Professor Ralph Satterthwaite English 14-001
17 March 2013 Human’s Identity in a Globalized World
Globalization has become a highly debated concept around the world. Globalization can be simply understood as “a process of global economical, political and cultural integration” (thefreedictionary.com). Today the world has become global and integral and all of its major parts are completely interconnected like in a tiny village. Globalization is an everyday process that brings a cultural unification and changes people’s psychology. Globalization is happening almost everywhere in the world and having various impacts on people. It is a process that is bringing the world smaller and smaller and also imposing a change on people’s cultural level. People’s identity is changing because of globalization. Globalization has made the world we are living today more complex and culturally pluralized. Many people migrate to new places and are forced to adopt a new culture. However, their traditions might not fade away because they will always be part of their identity.
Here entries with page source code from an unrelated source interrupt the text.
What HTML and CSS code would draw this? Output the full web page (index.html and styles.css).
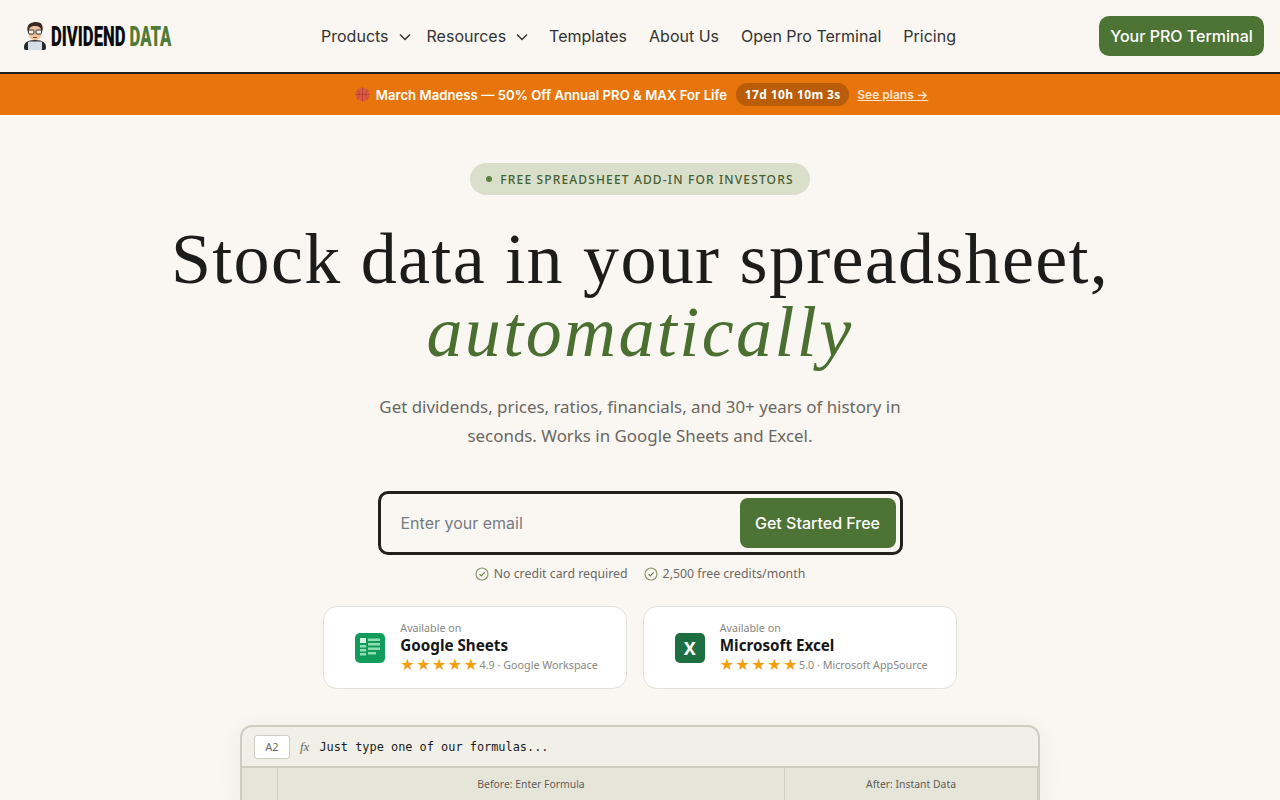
FILE: index.html
```html
<!DOCTYPE html>
<html lang="en">
<head>
    <meta charset="UTF-8">
    <meta name="viewport" content="width=device-width, initial-scale=1.0">
    <title>Dividend Data</title>
    <link rel="stylesheet" href="styles.css">
</head>
<body>
    <header class="site-header">
        <a class="logo" href="#">
            <svg class="logo-mark" viewBox="0 0 22 30" width="22" height="30">
                <path d="M2 29c-2 0-2-1-2-3 0-4 3-7 11-7s11 3 11 7c0 2 0 3-2 3z" fill="#2a2a2a"/>
                <path d="M4 5c1-4 12-6 14-1 1 2 1 5 0 7H4C3 9 3 7 4 5z" fill="#3a2a20"/>
                <path d="M5 9c0-2 2-4 6-4s6 2 6 4v5c0 3-3 5-6 5s-6-2-6-5z" fill="#eec39a"/>
                <rect x="4.5" y="9" width="5.5" height="4" rx="1" fill="#f4f1ea" stroke="#333"/>
                <rect x="12" y="9" width="5.5" height="4" rx="1" fill="#f4f1ea" stroke="#333"/>
                <path d="M9 16.5h4" stroke="#7a4a30"/>
                <rect x="4" y="20.5" width="14" height="8.5" rx="1" fill="#d5dde6"/>
            </svg>
            <span class="logo-text">DIVIDEND <em>DATA</em></span>
        </a>
        <nav class="main-nav">
            <a href="#" class="has-caret">Products
                <svg viewBox="0 0 12 8" width="12" height="8"><path d="M1 1.5l5 5 5-5" fill="none" stroke="#333" stroke-width="1.5"/></svg>
            </a>
            <a href="#" class="has-caret">Resources
                <svg viewBox="0 0 12 8" width="12" height="8"><path d="M1 1.5l5 5 5-5" fill="none" stroke="#333" stroke-width="1.5"/></svg>
            </a>
            <a href="#">Templates</a>
            <a href="#">About Us</a>
            <a href="#">Open Pro Terminal</a>
            <a href="#">Pricing</a>
        </nav>
        <a class="pro-btn" href="#">Your PRO Terminal</a>
    </header>

    <div class="promo-bar">
        <svg class="promo-ball" viewBox="0 0 16 16" width="15" height="15">
            <circle cx="8" cy="8" r="7.5" fill="#dc5a40"/>
            <path d="M.5 8h15M8 .5v15M2.5 3c3 2 3 8 0 10M13.500 3c-3 2-3 8 0 10" fill="none" stroke="#a83a2a" stroke-width=".7"/>
        </svg>
        <span class="promo-text">March Madness — 50% Off Annual PRO &amp; MAX For Life</span>
        <span class="promo-timer">17d 10h 10m 3s</span>
        <a class="promo-link" href="#">See plans →</a>
    </div>

    <main class="hero">
        <div class="eyebrow"><i></i>FREE SPREADSHEET ADD-IN FOR INVESTORS</div>
        <h1>Stock data in your spreadsheet,<br><em>automatically</em></h1>
        <p class="lead">Get dividends, prices, ratios, financials, and 30+ years of history in seconds. Works in Google Sheets and Excel.</p>

        <form class="signup">
            <input type="email" placeholder="Enter your email" autocomplete="off"/>
            <button type="button">Get Started Free</button>
        </form>

        <div class="perks">
            <span>
                <svg viewBox="0 0 14 14" width="14" height="14"><circle cx="7" cy="7" r="6" fill="none" stroke="#8a9a6a" stroke-width="1.2"/><path d="M4.5 7.2l1.8 1.8 3.3-3.6" fill="none" stroke="#6b7d4a" stroke-width="1.2"/></svg>
                No credit card required
            </span>
            <span>
                <svg viewBox="0 0 14 14" width="14" height="14"><circle cx="7" cy="7" r="6" fill="none" stroke="#8a9a6a" stroke-width="1.2"/><path d="M4.5 7.2l1.8 1.8 3.3-3.6" fill="none" stroke="#6b7d4a" stroke-width="1.2"/></svg>
                2,500 free credits/month
            </span>
        </div>

        <div class="platforms">
            <a class="platform sheets" href="#">
                <svg class="platform-icon" viewBox="0 0 30 30" width="30" height="30">
                    <rect width="30" height="30" rx="5" fill="#119c5c"/>
                    <rect x="5" y="5" width="6" height="5" fill="#d8f3e3"/>
                    <path d="M5 12h6v2.5H5zM5 16h6v2.5H5zM5 20h6v2.5H5zM13 5.5h12V8H13zM13 10h12v2.5H13zM13 14.5h12V17H13zM13 19h8v2.5h-8z" fill="#8fdcb3"/>
                </svg>
                <div class="platform-info">
                    <small>Available on</small>
                    <strong>Google Sheets</strong>
                    <div class="rating"><span class="stars">★★★★★</span><span>4.9 · Google Workspace</span></div>
                </div>
            </a>
            <a class="platform excel" href="#">
                <div class="excel-icon">X</div>
                <div class="platform-info">
                    <small>Available on</small>
                    <strong>Microsoft Excel</strong>
                    <div class="rating"><span class="stars">★★★★★</span><span>5.0 · Microsoft AppSource</span></div>
                </div>
            </a>
        </div>

        <div class="sheet-demo">
            <div class="formula-bar">
                <div class="cell-ref">A2</div>
                <span class="fx">fx</span>
                <code>Just type one of our formulas...</code>
            </div>
            <div class="sheet-head">
                <div class="corner"></div>
                <div class="col-before">Before: Enter Formula</div>
                <div class="col-after">After: Instant Data</div>
            </div>
        </div>
    </main>
</body>
</html>
```

FILE: styles.css
```css
* {
    box-sizing: border-box;
}
html, body {
    height: 800px;
    overflow: hidden;
}
body {
    margin: 0;
    background: #faf7f2;
    color: #1c1c1a;
    font-family: Inter, "Noto Sans", sans-serif;
}
a {
    color: inherit;
    text-decoration: none;
}

/* header */
.site-header {
    display: flex;
    justify-content: space-between;
    align-items: center;
    height: 74px;
    padding: 0 16px 0 24px;
    border-bottom: 2px solid #231f1c;
}
.logo {
    display: flex;
    align-items: center;
    gap: 5px;
    width: 154px;
}
.logo-mark {
    flex: none;
}
.logo-text {
    flex: none;
    display: inline-block;
    font-family: Roboto, sans-serif;
    font-size: 28px;
    font-weight: 900;
    white-space: nowrap;
    color: #0c0c0c;
    transform: scaleX(0.595);
    transform-origin: left center;
}
.logo-text em {
    font-style: normal;
    color: #4f7a37;
}
.main-nav {
    display: flex;
    align-items: center;
    gap: 22px;
    font-size: 16px;
    color: #333;
}
.has-caret {
    display: flex;
    align-items: center;
    gap: 10px;
    margin-right: -6px;
}
.has-caret + .has-caret {
    margin-right: -1px;
}
.has-caret svg {
    margin-top: 2px;
}
.pro-btn {
    width: 165px;
    padding: 10px 0;
    border-radius: 10px;
    background: #4d7435;
    color: #fff;
    font-size: 16px;
    font-weight: 500;
    line-height: 20px;
    text-align: center;
}

/* promo */
.promo-bar {
    display: flex;
    justify-content: center;
    align-items: center;
    gap: 8px;
    height: 41px;
    padding-left: 3px;
    background: #e8750b;
    color: #fff;
    font-size: 13.2px;
    font-weight: 600;
}
.promo-ball {
    margin-right: -2px;
}
.promo-text {
    margin-right: 1px;
}
.promo-timer {
    padding: 3px 8.5px;
    border-radius: 12px;
    background: #b95d09;
    font-family: "Noto Sans", sans-serif;
    font-size: 12px;
    font-weight: 700;
    letter-spacing: 0.4px;
}
.promo-link {
    color: #fde4cc;
    text-decoration: underline;
    font-size: 12px;
}

/* hero */
.hero {
    display: flex;
    flex-direction: column;
    align-items: center;
    padding-top: 48px;
}
.eyebrow {
    display: flex;
    align-items: center;
    gap: 8px;
    height: 32px;
    padding: 0 16px;
    border-radius: 16px;
    background: #dadfcc;
    color: #44602f;
    font-family: "Noto Sans", sans-serif;
    font-size: 12px;
    font-weight: 500;
    letter-spacing: 1.15px;
}
.eyebrow i {
    width: 6px;
    height: 6px;
    border-radius: 50%;
    background: #5c8040;
}
h1 {
    margin: 28px 0 0;
    font-family: "Liberation Serif", serif;
    font-size: 72px;
    font-weight: 400;
    letter-spacing: 1.3px;
    line-height: 73px;
    text-align: center;
    color: #1c1c1a;
}
h1 em {
    letter-spacing: 2.4px;
    color: #4a6f30;
}
.lead {
    width: 560px;
    margin: 23px 0 0;
    font-family: "Noto Sans", sans-serif;
    font-size: 16.9px;
    line-height: 29px;
    text-align: center;
    color: #6b6862;
}
.signup {
    display: flex;
    align-items: center;
    width: 525px;
    height: 64px;
    margin-top: 41px;
    padding: 0 4px 0 18px;
    border: 3px solid #231f1c;
    border-radius: 10px;
}
.signup input {
    flex: 1;
    min-width: 0;
    border: 0;
    outline: 0;
    background: transparent;
    font-family: Inter, sans-serif;
    font-size: 16px;
}
.signup input::placeholder {
    color: #757b85;
}
.signup button {
    width: 156px;
    height: 50px;
    border: 0;
    border-radius: 8px;
    background: #4d7435;
    color: #fff;
    font-family: Inter, sans-serif;
    font-size: 16px;
    font-weight: 500;
    cursor: pointer;
}
.perks {
    display: flex;
    gap: 16px;
    margin-top: 10px;
    font-family: "Noto Sans", sans-serif;
    font-size: 12.3px;
    color: #6b6862;
}
.perks span {
    display: flex;
    align-items: center;
    gap: 5px;
}
.platforms {
    display: flex;
    gap: 16px;
    margin-top: 24px;
}
.platform {
    display: flex;
    align-items: center;
    gap: 15px;
    height: 83px;
    padding: 0 28px 0 31px;
    border: 1px solid #e2e0da;
    border-radius: 14px;
    background: #fff;
}
.excel-icon {
    width: 30px;
    height: 30px;
    border-radius: 5px;
    background: #1d6f42;
    color: #fff;
    font-family: "Noto Sans", sans-serif;
    font-size: 18px;
    font-weight: 700;
    line-height: 30px;
    text-align: center;
}
.platform-info {
    display: flex;
    flex-direction: column;
    font-family: "Noto Sans", sans-serif;
}
.platform-info small {
    font-size: 10.7px;
    line-height: 14px;
    color: #8a8781;
}
.platform-info strong {
    font-size: 15.2px;
    font-weight: 700;
    line-height: 20px;
    color: #16161a;
}
.rating {
    display: flex;
    align-items: center;
    font-size: 10.75px;
    line-height: 20px;
    color: #8a8781;
}
.stars {
    font-family: "DejaVu Sans", sans-serif;
    font-size: 16px;
    letter-spacing: 1.5px;
    color: #f59e0b;
}
.sheet-demo {
    width: 800px;
    margin-top: 36px;
    border: 2px solid #cfcdc2;
    border-radius: 12px 12px 0 0;
    background: #f0efe8;
    box-shadow: 0 4px 24px rgba(0, 0, 0, 0.06);
}
.formula-bar {
    display: flex;
    align-items: center;
    height: 41px;
    padding: 0 12px;
    border-bottom: 2px solid #cfcdc2;
}
.cell-ref {
    width: 36px;
    height: 24px;
    border: 1px solid #cfcdc2;
    border-radius: 3px;
    background: #fff;
    font-family: "Noto Sans", sans-serif;
    font-size: 11px;
    line-height: 22px;
    text-align: center;
    color: #6b6862;
}
.fx {
    margin: 0 10px;
    font-family: "Liberation Serif", serif;
    font-size: 13px;
    font-style: italic;
    color: #6b6862;
}
.formula-bar code {
    font-family: "DejaVu Sans Mono", monospace;
    font-size: 11.9px;
    color: #1c1c1a;
}
.sheet-head {
    display: grid;
    grid-template-columns: 36px 507px 1fr;
    height: 32px;
    background: #e6e5da;
    font-family: "Noto Sans", sans-serif;
    font-size: 10.4px;
    line-height: 32px;
    text-align: center;
    color: #5f5c55;
}
.sheet-head > div {
    border-right: 1px solid #cfcdc2;
}
```
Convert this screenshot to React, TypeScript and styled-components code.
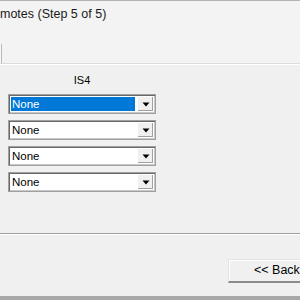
import styled, { createGlobalStyle } from "styled-components";

const GlobalStyle = createGlobalStyle`
  html, body {
    margin: 0;
    padding: 0;
    background: #f0f0f0;
    overflow: hidden;
  }
  * { box-sizing: border-box; }
`;

const Window = styled.div`
  width: 300px;
  height: 300px;
  display: flex;
  flex-direction: column;
  background: #f0f0f0;
  font-family: "Liberation Sans", "DejaVu Sans", sans-serif;
  overflow: hidden;
`;

const Header = styled.div`
  height: 64px;
  display: flex;
  flex-direction: column;
  background: #f3f3f3;
  border-top: 1px solid #b4b4b4;
  border-bottom: 1px solid #dcdcdc;
  box-shadow: 0 1px 0 #ffffff;
`;

const Title = styled.div`
  height: 43px;
  padding: 6px 0 0 0;
  font-size: 12.5px;
  color: #1a1a1a;
  white-space: nowrap;
`;

const TabStrip = styled.div`
  flex: 1;
  display: flex;
`;

const TabEdge = styled.div`
  width: 2px;
  height: 100%;
  border-right: 1px solid #b8b8b8;
  background: #f8f8f8;
`;

const Body = styled.div`
  height: 170px;
  padding: 10px 0 0 8px;
  display: flex;
  flex-direction: column;
  border-bottom: 1px solid #a0a0a0;
  box-shadow: 0 1px 0 #ffffff;
`;

const Column = styled.div`
  width: 148px;
  display: flex;
  flex-direction: column;
  gap: 6px;
`;

const ColumnLabel = styled.div`
  text-align: center;
  font-size: 11px;
  color: #000;
  height: 12px;
  line-height: 12px;
  margin-bottom: 2px;
`;

const Combo = styled.div`
  height: 20px;
  display: flex;
  background: #fff;
  border: 1px solid #a0a0a0;
  box-shadow: inset 1px 1px 0 #696969, inset -1px -1px 0 #c8c8c8;
  padding: 2px;
`;

const ComboText = styled.div<{ $selected?: boolean }>`
  flex: 1;
  margin-right: 2px;
  padding-left: 1px;
  font-size: 11.5px;
  line-height: 14px;
  color: ${({ $selected }) => ($selected ? "#ffffff" : "#000000")};
  background: ${({ $selected }) => ($selected ? "#0078d7" : "transparent")};
`;

const DropButton = styled.div`
  width: 16px;
  display: flex;
  align-items: center;
  justify-content: center;
  background: #f0f0f0;
  border-left: 1px solid #ffffff;
  box-shadow: inset -1px -1px 0 #a0a0a0;
`;

const Footer = styled.div`
  flex: 1;
  display: flex;
  flex-direction: column;
`;

const ButtonRow = styled.div`
  height: 60px;
  display: flex;
  justify-content: flex-end;
  padding-top: 25px;
`;

const NavButton = styled.div`
  width: 80px;
  height: 24px;
  margin-right: -8px;
  padding-left: 25px;
  font-size: 12.5px;
  line-height: 21px;
  color: #000;
  background: #f0f0f0;
  border-top: 1px solid #e3e3e3;
  border-left: 1px solid #e3e3e3;
  border-bottom: 2px solid #8a8a8a;
  box-shadow: inset 1px 1px 0 #ffffff;
`;

const BottomEdge = styled.div`
  height: 4px;
  margin-top: auto;
  background: #a8a8a8;
`;

function Arrow() {
  return (
    <svg width="8" height="5" viewBox="0 0 8 5">
      <path d="M0.5 0.5 H7.5 L4 4.5 Z" fill="#000" />
    </svg>
  );
}

const rows = [true, false, false, false];

export default function App() {
  return (
    <Window>
      <GlobalStyle />
      <Header>
        <Title>motes (Step 5 of 5)</Title>
        <TabStrip>
          <TabEdge />
        </TabStrip>
      </Header>
      <Body>
        <Column>
          <ColumnLabel>IS4</ColumnLabel>
          {rows.map((selected, i) => (
            <Combo key={i}>
              <ComboText $selected={selected}>None</ComboText>
              <DropButton>
                <Arrow />
              </DropButton>
            </Combo>
          ))}
        </Column>
      </Body>
      <Footer>
        <ButtonRow>
          <NavButton>&lt;&lt; Back</NavButton>
        </ButtonRow>
        <BottomEdge />
      </Footer>
    </Window>
  );
}
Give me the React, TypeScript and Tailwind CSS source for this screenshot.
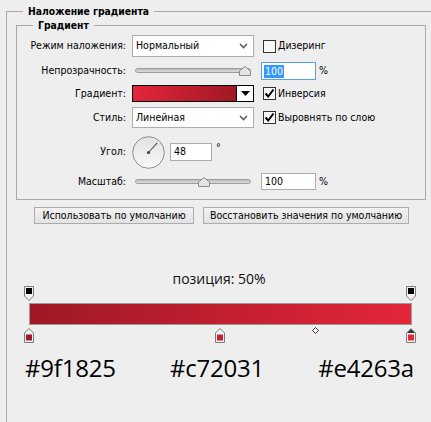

Certain people believe that there is a connection between globalization and Americanization. However, in his essay “Globalization vs. Americanization”, Andrew Lam argues that there is a difference between globalization and Americanization even though it is sometimes hard to make that distinction. His essay interprets the divergences among cultures in the twenty-first century and how living in this century has blurred those distinctions. In his essay, Lam uses his own life experience to tell how globalization has changed his behaviors, thoughts and feelings. He believes that “man’s identity is in conflict” as a result of globalization. Many people often migrate to a new place and their identity becomes disturbed as a result of this dislocation. I believe Lam’s assertion can be true and totally agree with it because people can tend to follow their own culture as well as their new culture.
Cited: Lam, Andrew. "Globalization vs. Americanization." AlterNet. (2004): 2. Web. 20 Feb. 2013.